Today, Joe occasionally puts on a little scene. He’ll object violently to decisions of officials, and show annoyance at the beating he takes when three or more opponents gang up on him and spoil a shot. But he’s careful not to go too far, and at this writing has never been tossed out of a game for protests, nor been seen in fisticuffs.
Sometimes, when it looks as if Fulks is cussing out the officials behind their backs, he’s actually giving himself hell with a beautiful Marine vocabulary for being so stupid as to be caught committing a foul.
He’s been tabbed a prima donna in some cities because of these natural displays of temperament under stress. But the outbursts have endeared him to Philadelphia fans, who are convinced he could do no wrong. They are surprised he doesn’t object more vigorously to the physical beating he takes in every contest.
A neat, conservative dresser with a leaning toward two-tone brown sports outfits, Joe Fulks follows no particular training rules or set diet. He likes to get between eight and 10 hours of sleep. Since he doesn’t go to bed until two or three hours after a game, he seldom rises before noon during the season.
He prefers a meal of steak, creamed potatoes, and peas with salad or lettuce and a glass of milk or cup of tea, with ice cream or pie for dessert about three hours before a game. If there is a longer period than he figured before the start of the game, he eats a chocolate bar or two to be sure he’ll have enough energy.
After the game, he usually stops somewhere on the way home for a sandwich. Then he hashes over the various plays with his cute, dark-haired wife, the former Mary Sue Gillespie, of Eddyville, Kentucky, who attended Western Kentucky and used to root against Joe in the big game with Murray.
“She’s my severest critic,” says Joe. “She gives me hell when I need it, and praises me when I play a good game.
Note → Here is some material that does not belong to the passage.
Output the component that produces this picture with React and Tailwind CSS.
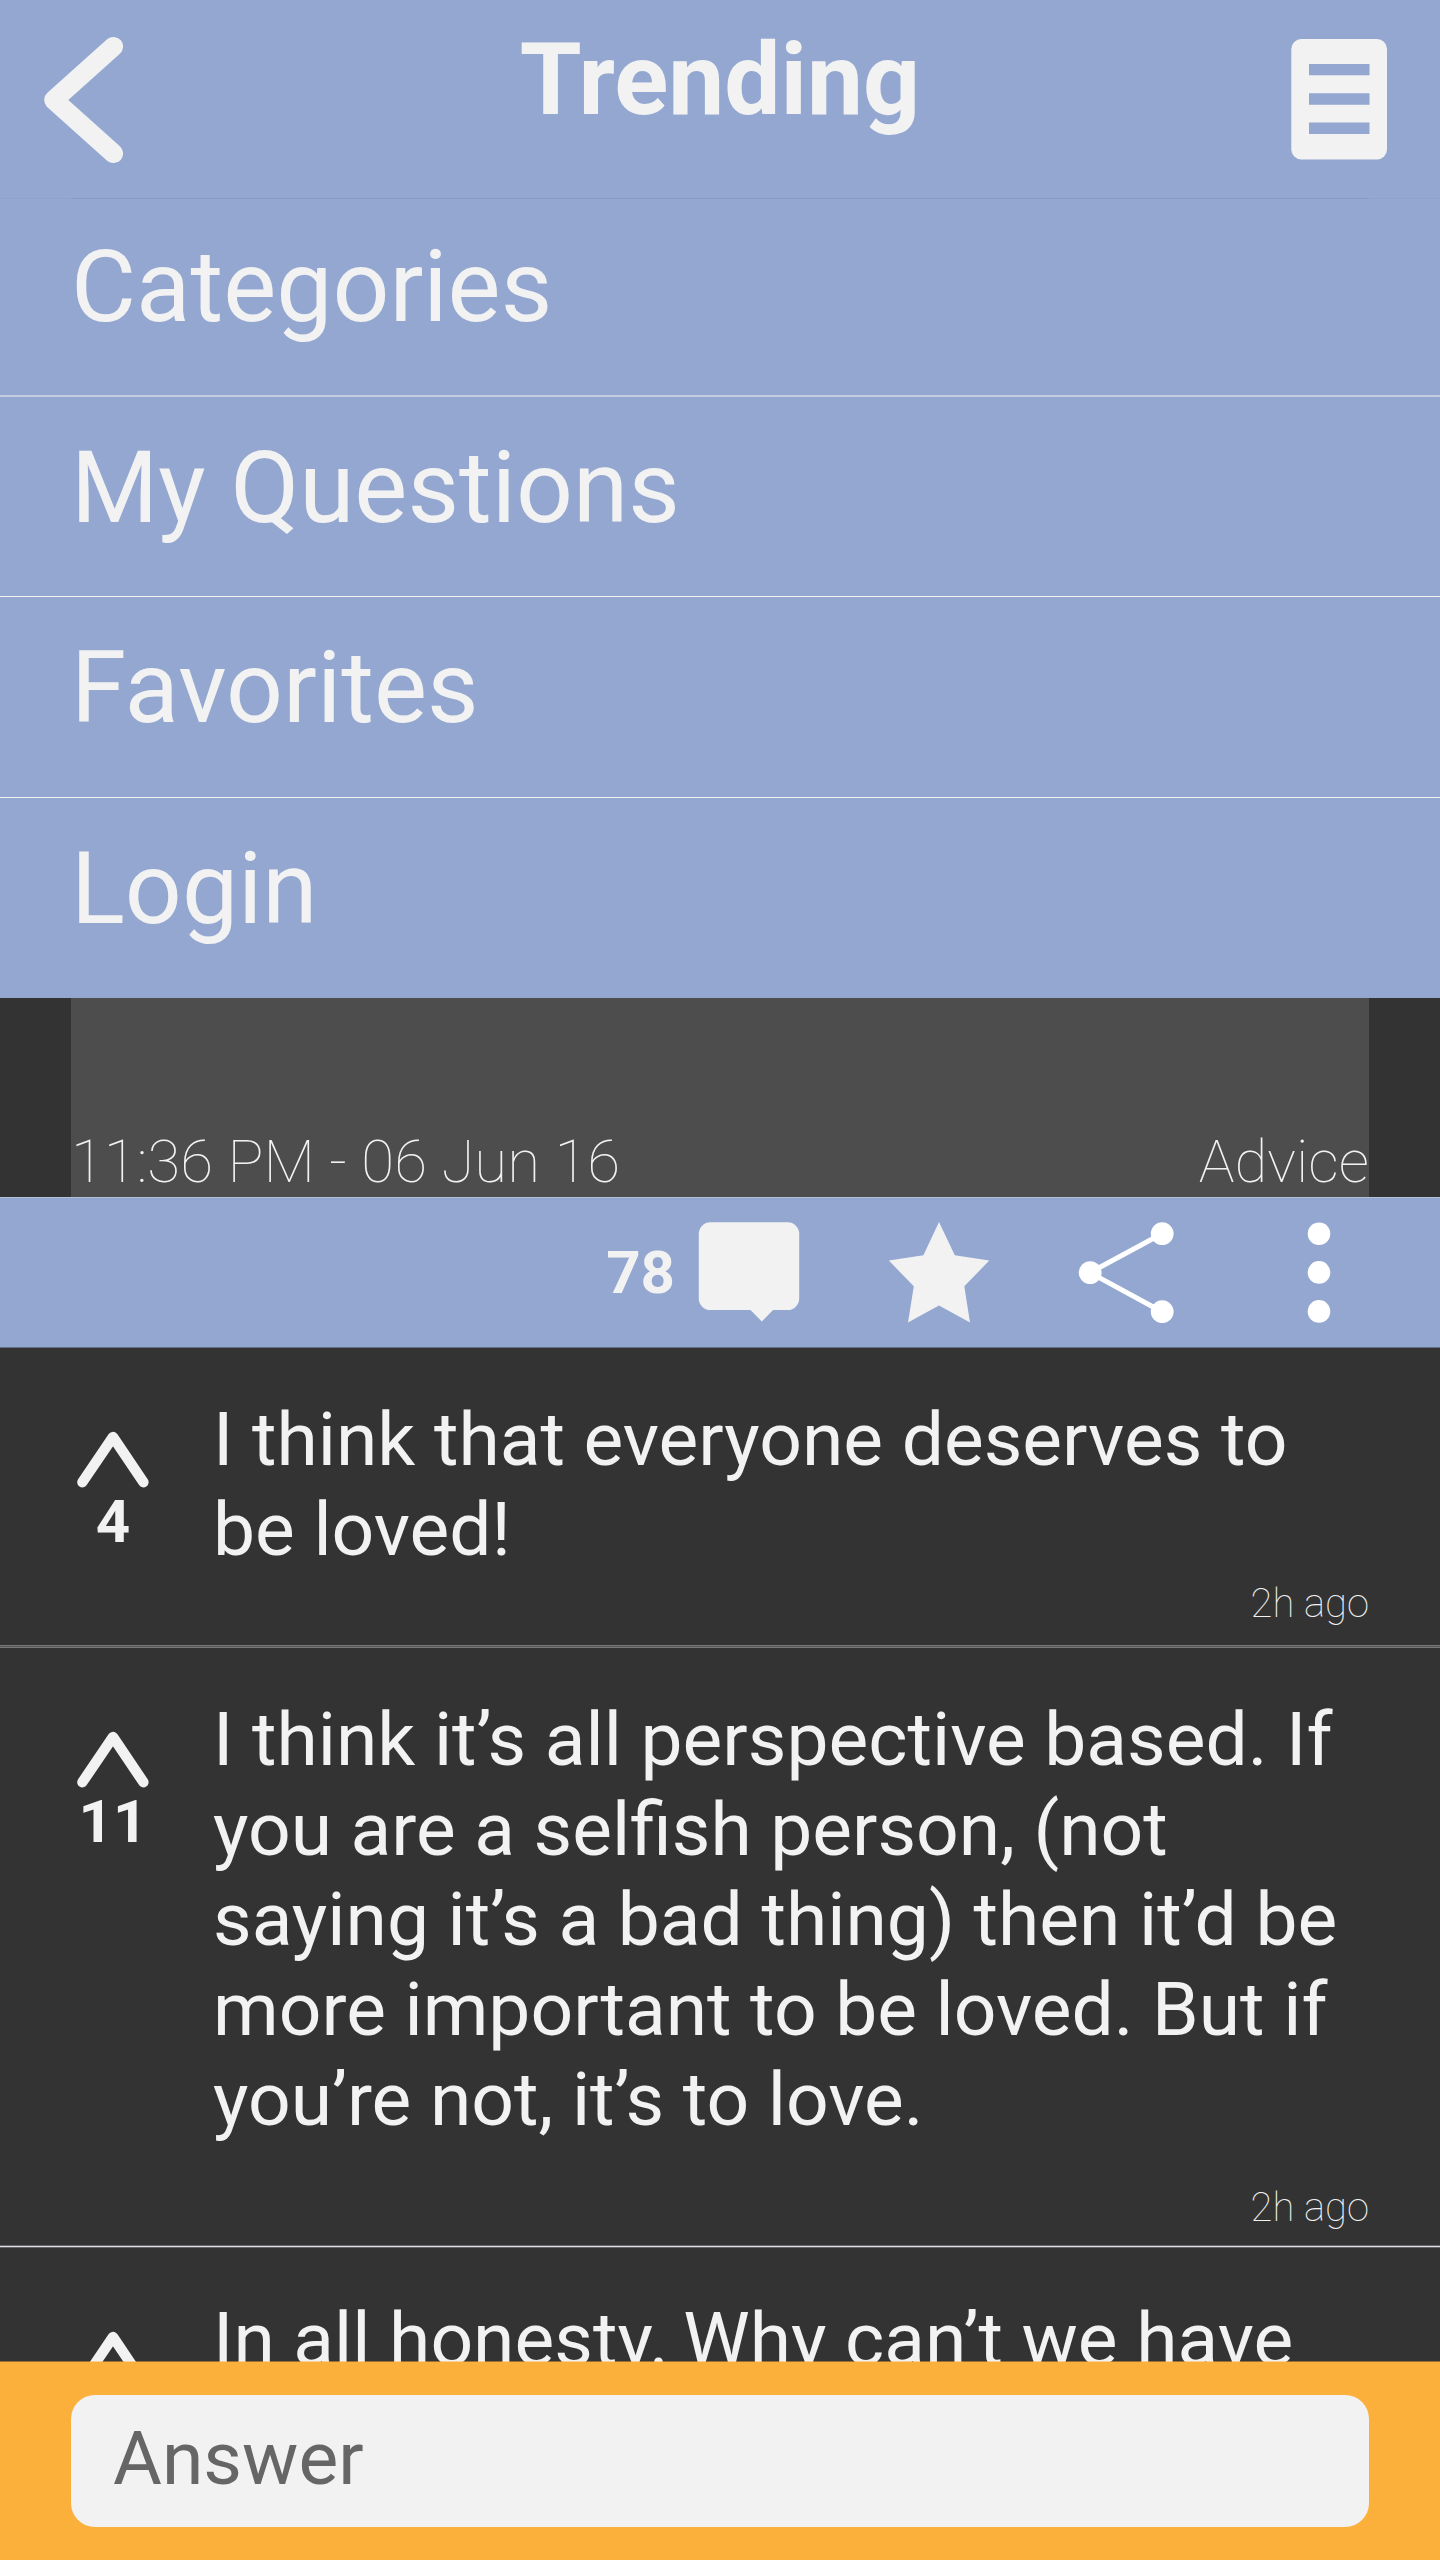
const MENU = [
  { label: "Categories", box: "h-[198px] border-b-2 border-[#c2cde3] pt-[29px]" },
  { label: "My Questions", box: "h-[200px] border-b border-[#f2f2f2] pt-[32px]" },
  { label: "Favorites", box: "h-[201px] border-b border-[#f2f2f2] pt-[32px]" },
  { label: "Login", box: "h-[200px] pt-[32px]" },
];

function BackIcon() {
  return (
    <svg className="h-[128px] w-[80px]" viewBox="44 36 80 128" fill="none">
      <path d="M113.5 46.5 53.8 100l59.7 53.5" stroke="#f2f2f2" strokeWidth="19.2" strokeLinecap="round" strokeLinejoin="round" />
    </svg>
  );
}

function ListIcon() {
  return (
    <svg className="h-[122px] w-[97px]" viewBox="1291 38 97 122">
      <rect x="1291.3" y="39" width="95.7" height="120.4" rx="10" fill="#f2f2f2" />
      <path d="M1309 64h60.5v11.3H1309zM1309 93.3h60.5v11.4H1309zM1309 122.6h60.5V134H1309z" fill="#93a7d1" />
    </svg>
  );
}

function Actions() {
  return (
    <>
      <svg className="ml-[23px] h-[102px] w-[102px]" viewBox="698 1221 102 102" fill="#f2f2f2">
        <rect x="698.8" y="1222.3" width="100.4" height="87.8" rx="11.5" />
        <path d="M750 1309.5h23.6l-11.8 12z" />
      </svg>
      <svg className="ml-[88px] h-[102px] w-[102px]" viewBox="888 1221 102 102" fill="#f2f2f2">
        <path d="M939 1222l15.8 33.3 34.5 5.2-25 25.8 5.7 36.2-31-17-31 17 5.8-36.2-25-25.8 34.6-5.2z" />
      </svg>
      <svg className="ml-[88px] h-[102px] w-[98px]" viewBox="1078 1221 98 102" fill="#fff">
        <path d="M1162 1233.7 1090 1272.6 1162 1311.7" fill="none" stroke="#fff" strokeWidth="5" />
        <circle cx="1162.2" cy="1233.7" r="11.4" />
        <circle cx="1090.2" cy="1272.6" r="11.4" />
        <circle cx="1162.2" cy="1311.7" r="11.4" />
      </svg>
      <svg className="ml-[131px] h-[102px] w-[24px]" viewBox="1307 1221 24 102" fill="#fff">
        <circle cx="1319" cy="1233.7" r="11.3" />
        <circle cx="1319" cy="1272.4" r="11.3" />
        <circle cx="1319" cy="1311.4" r="11.3" />
      </svg>
    </>
  );
}

function Answer({ votes, lines, time, height }) {
  return (
    <article className={`flex shrink-0 ${height}`}>
      <div className="ml-[63px] flex w-[100px] flex-col items-center pt-[82px]">
        <svg className="h-[60px] w-[74px]" viewBox="0 0 74 60" fill="none">
          <path d="M6.4 52.2 37 7l30.4 45.2" stroke="#f2f2f2" strokeWidth="10.4" strokeLinecap="round" strokeLinejoin="round" />
        </svg>
        <span className="mt-[-3px] text-[60px] leading-[70px] font-bold">{votes}</span>
      </div>
      <div className="flex w-[1206px] flex-col pt-[46px] pl-[50px]">
        <p className="text-[74.93px] leading-[90px] whitespace-nowrap">
          {lines.map((l, i) => (
            <span key={i} className="block">{l}</span>
          ))}
        </p>
        {time && <time className="mt-auto text-right text-[40px] leading-[48px] font-thin">{time}</time>}
      </div>
    </article>
  );
}

export default function App() {
  return (
    <div className="flex h-[2560px] w-[1440px] flex-col overflow-hidden bg-[#333333] font-[Roboto,sans-serif] text-[#f2f2f2] [text-rendering:optimizeLegibility]">
      <nav className="shrink-0 bg-[#93a7d1]">
        <header className="flex h-[198px] justify-between pr-[52px] pl-[44px]">
          <button className="mt-[36px] h-[128px] w-[97px]"><BackIcon /></button>
          <h1 className="mt-[21px] ml-[8px] text-[100px] leading-[118px] font-bold">Trending</h1>
          <button className="mt-[38px] h-[122px] w-[97px]"><ListIcon /></button>
        </header>
        <div className="h-px bg-[#90a2cb] px-[71px]"><div className="h-px bg-[#8999bf]" /></div>
        <ul>
          {MENU.map((m) => (
            <li key={m.label} className={`${m.box} pl-[71px] text-[100px] leading-[118px]`}>{m.label}</li>
          ))}
        </ul>
      </nav>
      <section className="mx-[71px] flex h-[199px] shrink-0 items-end justify-between bg-[#4d4d4d] text-[60px] leading-[70px] font-thin">
        <time>11:36 PM - 06 Jun 16</time>
        <span>Advice</span>
      </section>
      <div className="flex h-[151px] shrink-0 items-start justify-end border-t border-b border-t-[#b4bfd6] border-b-[#65708a] bg-[#93a7d1] pt-[23px] pr-[109px]">
        <span className="mt-[17px] text-[60px] leading-[70px] font-bold">78</span>
        <Actions />
      </div>
      <main className="flex h-[1014px] shrink-0 flex-col overflow-hidden">
        <Answer votes="4" lines={["I think that everyone deserves to", "be loved!"]} time="2h ago" height="h-[297px] pb-[17px]" />
        <div className="h-[3px] shrink-0 border-y border-[#777777] bg-[#555555]" />
        <Answer
          votes="11"
          lines={["I think it’s all perspective based. If", "you are a selfish person, (not", "saying it’s a bad thing) then it’d be", "more important to be loved. But if", "you’re not, it’s to love."]}
          time="2h ago"
          height="h-[597px] pb-[13px]"
        />
        <div className="h-[3px] shrink-0 border-y border-[#66666b] bg-[#e0e0e0]" />
        <Answer votes="" lines={[<>In all honesty.<span className="tracking-[-4px]"> </span>Why can’t we have</>]} height="h-[200px]" />
      </main>
      <footer className="z-10 -mt-px h-[199px] shrink-0 border-t border-[#fbb03b]/50 bg-[#fbb03b] bg-clip-padding px-[71px] pt-[33px]">
        <input
          placeholder="Answer"
          className="block h-[132px] w-full rounded-[24px] bg-[#f2f2f2] px-[42px] pb-[7px] text-[75px] text-[#666666] outline-none placeholder:text-[#666666]"
        />
      </footer>
    </div>
  );
}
She’s quite a fan. She roots so hard she’s more worn out at the end of a game than I am.”
Joe smokes only an occasional cigarette during the season. He prefers a pipe when lounging around home during the summer. He’d rather kibitz than take part in the card games always in progress among his teammates. You can’t drag him to a movie unless it’s a good musical. He is most content when reading the newspaper sports page or “stories about guys,” especially baseball players, in magazines.
He’s a great baseball fan and has been a rooter for the St. Louis Cardinals as long as he can remember. He played baseball in high school and college.
His main hobby is fishing. He’s been a confirmed angler ever since he and his Dad caught a 52-pound catfish in the Tennessee River while he was still in high school. He bought an outboard motor and spent almost all of last summer fishing at the best spots in Kentucky, including Russell Springs, Dale Hollow Lake, Kentucky Lake, the Cumberland River, and the Reel Foot Lake in Tennessee. He’s never done any deep-water fishing, but hopes to realize this additional thrill before 1948 is over.
He also enjoys squirrel hunting, but gets little opportunity because of his basketball.
Joe and his wife live in a six-room white clapboard house on an acre and a half of land in Eddyville during the offseason. They were amazed to find how much more expensive it is to live in a big city, but they are considering making their permanent home in Philadelphia if Joe can land a good offseason job there.
With a little Joe to think about, they are convinced greater opportunity is available in or near a big city. But Joe wants no part of New York, where he feels lost in the constant hurry and scurry. “They can give this place back to the Indians,” he said during a recent visit to Manhattan. “I like to be near a cornfield where I know I can take off.”
The lanky Kentuckian, who has deceptively lazy mannerisms on the court and as a result is affectionately called Lazy Joe by some fans, has no explanation for his great yen for basketball. His parents did not become interested in sports until Joe started making headlines in high school. His only sister, Barbara Nell, like sports, but always preferred to sit and watch things from the balcony.
“It must have come natural,” says Joe. “Everyone around Birmingham always was crazy about the game because of our good high school teams. All of us kids had one ambition—to make the team.”
When Joe was in grade school, Birmingham High had a star by the name of Sanders Watkins, who specialized in an overhead jump shot. Joe worshiped the ground Watkins walked on. He decided he would master this particular shot if it was the last thing he did. Today this overhead jump shot, usually taken off the pivot, is Joe Fulks’ most devastating weapon. Because of his height and rubbery legs, the ball leaves his extended hand about 10 feet above the floor, which means that only a goon-type player has a reasonable chance of blocking it.
But this is only one of the great variety of shots that keep opponents in a dither. Joe doesn’t recall ever being blanked in a regulation contest. He averages 23 points a game in the toughest competition in the sport. He connects with about one shot in every three he takes.
He’s a great competitor and comes through with his most sensational goals when the opposition has ganged up on him and when the pressure is the greatest. He attributes his great desire to win as the reason for his flood of points, which reached a single-game high of 41 at Toronto a year ago.
“To win, you’ve got to have points, so I fire away at every opportunity,” is the way Fulks puts it.
He isn’t kidding about his desire to win. He can have the hottest night of his career and it doesn’t mean a thing to him unless the Warriors come out on top. Take, for example, a game with the Chicago Stags at Philadelphia’s Convention Hall last winter.
The Warriors were behind by 19 points early in the second half and looked hopeless until Fulks suddenly started to hit from all angles. He fired a sensational rally that not only caught the Stags but put the Philadelphians ahead by a point. In the last minute, however, Chicago pulled itself together and managed to win.
It was a heart-breaker to lose. But the emotionally spent Quaker City fans consoled themselves by calling it the greatest team rally and the most remarkable individual sharp-shooting they had ever seen.
But nothing could console Joe Fulks, who was the most distressed and depressed of all the Warriors. He banged his fist against lockers, kicked over chairs, and cussed himself out at great length.
“I lost the game,” he groaned. “I should never have taken that last shot!”
But the scorebooks showed his futile efforts added up to exactly 36 points!
That’s Joe Fulks for you—a Warrior who’s never had enough until he’s won.